Civil rights aftermath
Uninjured African American survivors from the loading crews who had not been on the docks were quickly taken by the Navy to the Mare Island Navy Yard in Vallejo and put in barracks there. They were given no leave and no opportunity for transfer between duties. On August 8 they were marched out to start loading an ammunition ship. When the destination became clear, they stopped marching en masse.
Ultimately 258 sailors—all African American—refused to load ammunition and were imprisoned in what the Navy and the press characterized as a “mutiny”. Fifty were later tried in a mass Navy court martial on Yerba Buena Island, within sight of Berkeley.

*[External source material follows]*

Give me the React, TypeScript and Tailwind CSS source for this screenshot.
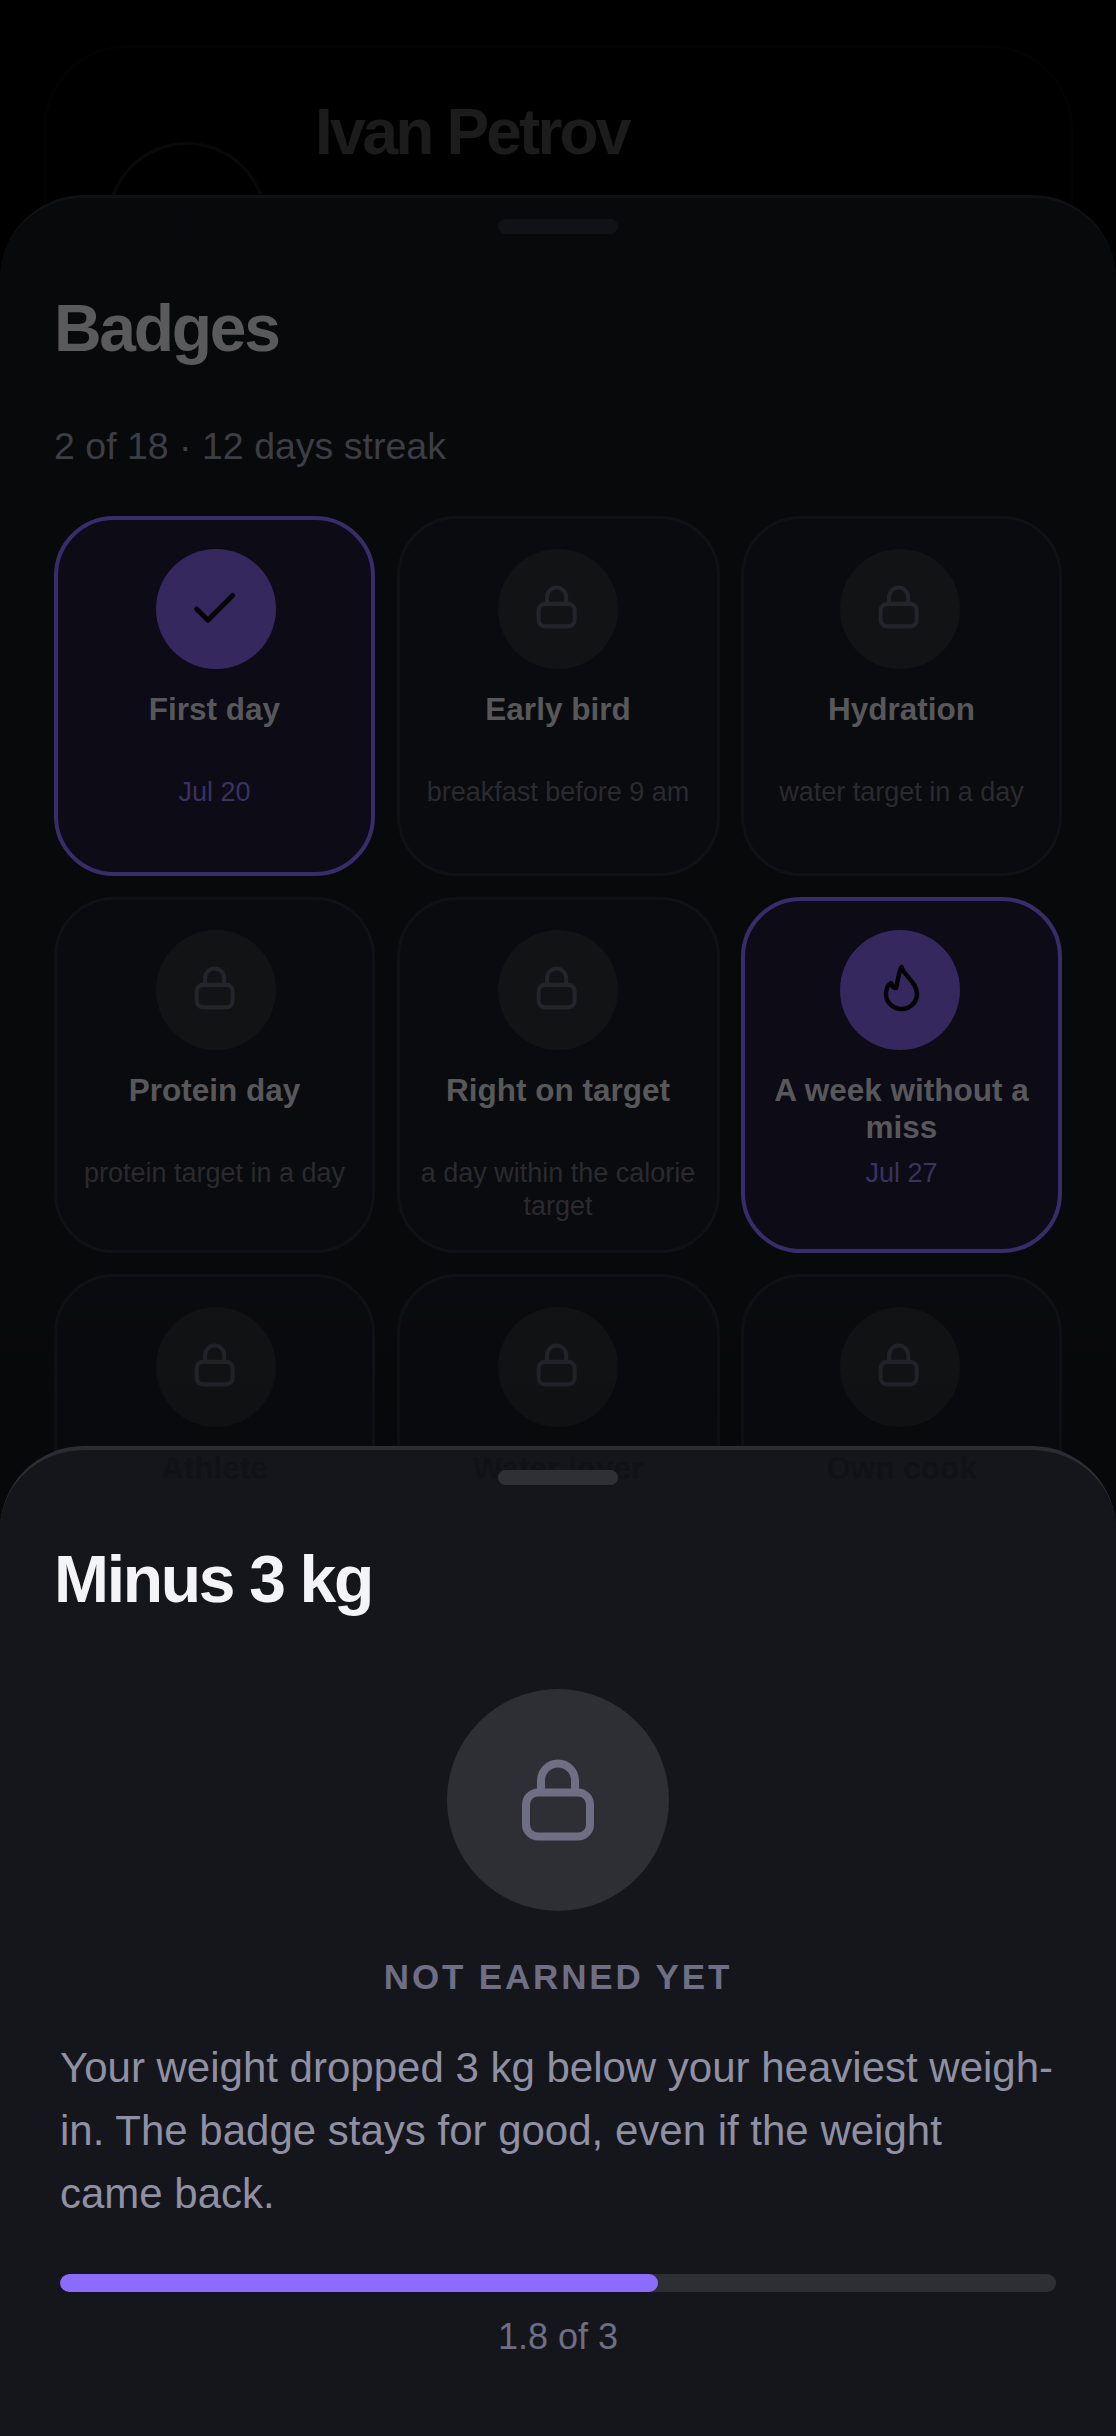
const FONT = "font-['Liberation_Sans',Arial,sans-serif]";

function LockIcon({ className }: { className: string }) {
  return (
    <svg viewBox="0 0 24 24" fill="none" stroke="currentColor" strokeWidth="2" strokeLinecap="round" strokeLinejoin="round" className={className}>
      <rect x="4" y="10.125" width="16" height="11" rx="3" />
      <path d="M7.75 10V7.125a4.25 4.25 0 0 1 8.5 0V10" />
    </svg>
  );
}

function SmallLockIcon() {
  return (
    <svg viewBox="0.6 0.4 24 24" fill="none" stroke="currentColor" strokeWidth="1.8" strokeLinecap="round" strokeLinejoin="round" className="h-[54px] w-[54px]">
      <rect x="4" y="10.125" width="16" height="10" rx="2.8" />
      <path d="M7.75 10V7.125a4.25 4.25 0 0 1 8.5 0V10" />
    </svg>
  );
}

function CheckIcon() {
  return (
    <svg viewBox="0.6 0 24 24" fill="none" stroke="currentColor" strokeWidth="2.2" strokeLinecap="round" strokeLinejoin="round" className="w-[54px] h-[54px]">
      <path d="M20 6 9 17l-5-5" />
    </svg>
  );
}

function FlameIcon() {
  return (
    <svg viewBox="0 0 80 80" fill="none" stroke="currentColor" strokeWidth="4.5" strokeLinecap="round" strokeLinejoin="round" className="w-[80px] h-[80px]">
      <path d="M41.5 17C44 26 57 32 57 44A15.5 15 0 0 1 26 44C26 39 28 35 31 33C32 36 34 38 36 38C38 32 38 24 41.5 17Z" />
    </svg>
  );
}

type Badge = { title: string; sub?: string; earned?: "check" | "flame"; circle: string };

const badges: Badge[] = [
  { title: "First day", sub: "Jul 20", earned: "check", circle: "ml-[3px]" },
  { title: "Early bird", sub: "breakfast before 9 am", circle: "" },
  { title: "Hydration", sub: "water target in a day", circle: "mr-[3px]" },
  { title: "Protein day", sub: "protein target in a day", circle: "ml-[3px]" },
  { title: "Right on target", sub: "a day within the calorie target", circle: "" },
  { title: "A week without a miss", sub: "Jul 27", earned: "flame", circle: "mr-[3px]" },
  { title: "Athlete", circle: "ml-[3px]" },
  { title: "Water lover", circle: "" },
  { title: "Own cook", circle: "mr-[3px]" },
];

function BadgeCard({ badge }: { badge: Badge }) {
  const earned = !!badge.earned;
  return (
    <div
      className={
        earned
          ? "flex flex-col items-center rounded-[60px] border-[4.5px] border-[#382c6a] bg-[#0c0b16] px-[18px] pt-[28.5px]"
          : "flex flex-col items-center rounded-[60px] border-[3px] border-[#101114] bg-[#0a0b0e] px-[20px] pt-[30px]"
      }
    >
      <div
        className={
          earned
            ? `flex h-[120px] w-[120px] shrink-0 items-center justify-center rounded-full bg-[#35285f] text-[#030305] ${badge.circle}`
            : `flex h-[120px] w-[120px] shrink-0 items-center justify-center rounded-full bg-[#121315] text-[#24242b] ${badge.circle}`
        }
      >
        {badge.earned === "check" ? <CheckIcon /> : badge.earned === "flame" ? <FlameIcon /> : <SmallLockIcon />}
      </div>
      <div className="mt-[22px] min-h-[74px] text-center text-[31.5px] leading-[37px] font-bold text-[#58585b]">{badge.title}</div>
      {badge.sub && (
        <div className={earned ? "mt-[11px] text-center text-[27px] leading-[33px] text-[#3a3260]" : "mt-[11px] text-center text-[27px] leading-[33px] text-[#2a2a30]"}>
          {badge.sub}
        </div>
      )}
    </div>
  );
}

export default function App() {
  return (
    <div className={`relative h-[2436px] w-[1116px] overflow-hidden bg-black ${FONT}`}>
      {/* page behind the sheets */}
      <div className="mx-[43px] mt-[45px] flex h-[400px] items-start rounded-[84px] border-[3px] border-[#030304] pl-[61px]">
        <div className="mt-[94px] flex h-[160px] w-[160px] shrink-0 items-center justify-center rounded-full border-[3px] border-[#09090b] text-[60px] text-[#111216]">
          I
        </div>
        <div className="ml-[48px] mt-[45px]">
          <div className="text-[64px] leading-[78px] font-bold tracking-[-0.045em] text-[#1c1c1c]">Ivan Petrov</div>
          <div className="mt-[22px] text-[36px] leading-[44px] text-[#0f0f11]">@ivanp</div>
        </div>
      </div>

      {/* badges sheet */}
      <div className="absolute inset-x-0 top-[195px] bottom-0 rounded-t-[84px] border-t-[3px] border-[#101115] bg-[#08090c]/95">
        <div className="mx-auto mt-[21px] h-[15px] w-[120px] rounded-full bg-[#111215]" />
        <div className="px-[54px]">
          <h1 className="mt-[55px] text-[66px] leading-[78px] font-bold tracking-[-0.035em] text-[#5a5a5d]">Badges</h1>
          <p className="mt-[54px] text-[37.5px] leading-[50px] text-[#3d3d45]">2 of 18 · 12 days streak</p>
          <div className="mt-[45px] grid grid-cols-[321px_323px_321px] grid-rows-[360px_356px_360px] gap-x-[21.5px] gap-y-[21px]">
            {badges.map((b) => (
              <BadgeCard key={b.title} badge={b} />
            ))}
          </div>
        </div>
        <div className="absolute inset-x-0 top-[1045px] bottom-0 bg-gradient-to-b from-black/0 to-black/70" />
      </div>

      {/* detail sheet */}
      <div className="absolute inset-x-0 top-[1446px] bottom-0 rounded-t-[84px] border-t-[4px] border-[#2c2c33] bg-[#15161b]">
        <div className="absolute inset-x-[54px] top-0 grid grid-cols-[321px_323px_321px] gap-x-[21.5px] text-center text-[31.5px] leading-[37px] font-bold text-[#111217]">
          <div>Athlete</div>
          <div>Water lover</div>
          <div>Own cook</div>
        </div>
        <div className="relative mx-auto mt-[20px] h-[15px] w-[120px] rounded-full bg-[#2f2f36]" />
        <h2 className="mt-[55px] px-[54px] text-[66px] leading-[78px] font-bold tracking-[-0.035em] text-[#f4f4f8]">Minus 3 kg</h2>
        <div className="mx-auto mt-[71px] flex h-[222px] w-[222px] items-center justify-center rounded-full bg-[#2e2e35] text-[#6e6e85]">
          <LockIcon className="h-[96px] w-[96px]" />
        </div>
        <div className="mt-[46px] text-center text-[35px] leading-[40px] font-bold tracking-[2.85px] text-[#6e6e85]">NOT EARNED YET</div>
        <p className="mt-[39px] px-[60px] text-[42px] leading-[63px] text-[#9090a5]">
          Your weight dropped 3 kg below your heaviest weigh-in. The badge stays for good, even if the weight came back.
        </p>
        <div className="mx-[60px] mt-[49px] h-[18px] overflow-hidden rounded-full bg-[#2e2e35]">
          <div className="h-full w-[60%] rounded-full bg-[#8b6cff]" />
        </div>
        <div className="mt-[21px] text-center text-[36px] leading-[48px] text-[#6e6e85]">1.8 of 3</div>
      </div>
    </div>
  );
}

The trial was attended by future Supreme Court Justice Thurgood Marshall, then the general counsel for the NAACP. After the men were convicted and sentenced to up to 15 years of hard labor, Marshall organized a nationwide petition and letter writing campaign objecting to not only the sentences but the unfair and biased procedures of the court martial.
The campaign reached as far as the White House, where Eleanor Roosevelt informally encouraged the Secretary of the Navy to reconsider the matter. The Navy ultimately reconvened the courts-martial, but then affirmed the convictions.
Still, the issue of discrimination and unequal treatment of African-Americans in the military had been prominently raised. In 1946 the last of the sailors who had been courts martialed were released, long before their sentences ran out. The same year the Navy became the first of the Armed Services to fully de-segregate.
Postscript
As an ironic local follow-up to the Port Chicago disaster, during the Cold War that followed World War II civil defense planning for the Bay Area designated various rural communities where urban residents should congregate if there was a nuclear attack.
Berkeley, of course, would be a prime bombing target because of what is now the Lawrence Berkeley National Laboratory and the prominence of the campus in atomic research.
Berkeley was assigned the then small town of Antioch, just east of Port Chicago, as a place to shelter and assemble if a nuclear attack threatened or occurred.
So in the 50s and 60s tens of thousands of Berkeleyans—many of them still with memories of that night in 1944—might have found themselves trekking towards elusive safety near the site of a disaster where an explosion the magnitude of a small nuclear bomb had once flashed across the local landscape and sky.